Когда я собрался опубликовать злобный памфлет в защиту “собаки – лучшего друга человека”, меня предупредили, что “в верхах” им сильно недовольны. (А на улицах тем временем самым возмутительным образом уничтожали дворняг.) Веселии Иосифов (Пес Весо) утверждал, что “там, в верхах” мечтают выставить нас с ним из ЦК. Ничего подобного не произошло. И я уже и думать забыл об этом грозном предупреждении, как вдруг после официального ужина с Габриэлем Гарсиа Маркесом Тодор Живков неожиданно обратился ко мне:
– Слушай, Левчев, давай-ка выясним еще кое-что. Ты вроде хвастался, что твой лучший друг – это я, а теперь выходит, что тебе милее собаки.
Выбитый из колеи такой иронией, я ответил неадекватно:
– И когда это я хвастался тем, что мы друзья?! Это гнусная клевета! Никогда и нигде я ничего подобного не утверждал. Я настаиваю на том, чтобы комиссия провела расследование…

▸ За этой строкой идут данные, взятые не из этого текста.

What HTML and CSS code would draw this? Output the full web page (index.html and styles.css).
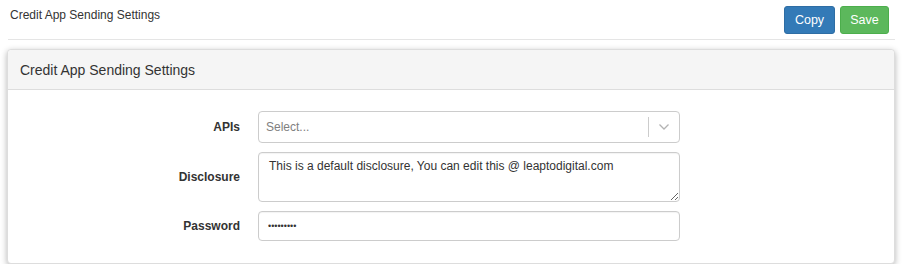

Живков схватился за голову:
– Да постой же ты! Что плохого в том, что мы с тобой дружим? Вопрос только, кто тебе ближе и дороже: я или собаки.
И на следующий день “крылатая фраза” о дружбе уже гудела в улье партийной элиты. А собачий яд продолжал действовать.
Однажды в кулуарах Народного собрания в перерыве между заседаниями я увидел, как навстречу мне идет Живков. Он шел медленно, потому что каждый хотел поздороваться с ним, пожать руку, привлечь его внимание. А он, еще даже не дойдя до меня, обронил шутливую и будто случайную фразу:
– Левчев, не ссорься с Богомилом Райновым[6]. Он опасный человек. Он так все обставит, что даже я тебе помочь не смогу. Ха-ха-ха!..
После московского форума в защиту гласности и перестройки, в котором я принял активное и безрассудное участие, яд подействовал. Живков больше не шутил. Все свои наставления он передавал мне через третьих лиц. При личных же встречах говорил нервно и мрачно. Я поставил вопрос об освобождении меня от обязанностей председателя Союза писателей, но никакого ответа с его стороны не последовало. Не было сказано ни “да”, ни “нет”. Однажды (один-единственный раз за столько-то лет) Живков на меня накричал. Это произошло накануне традиционной конференции молодых писателей.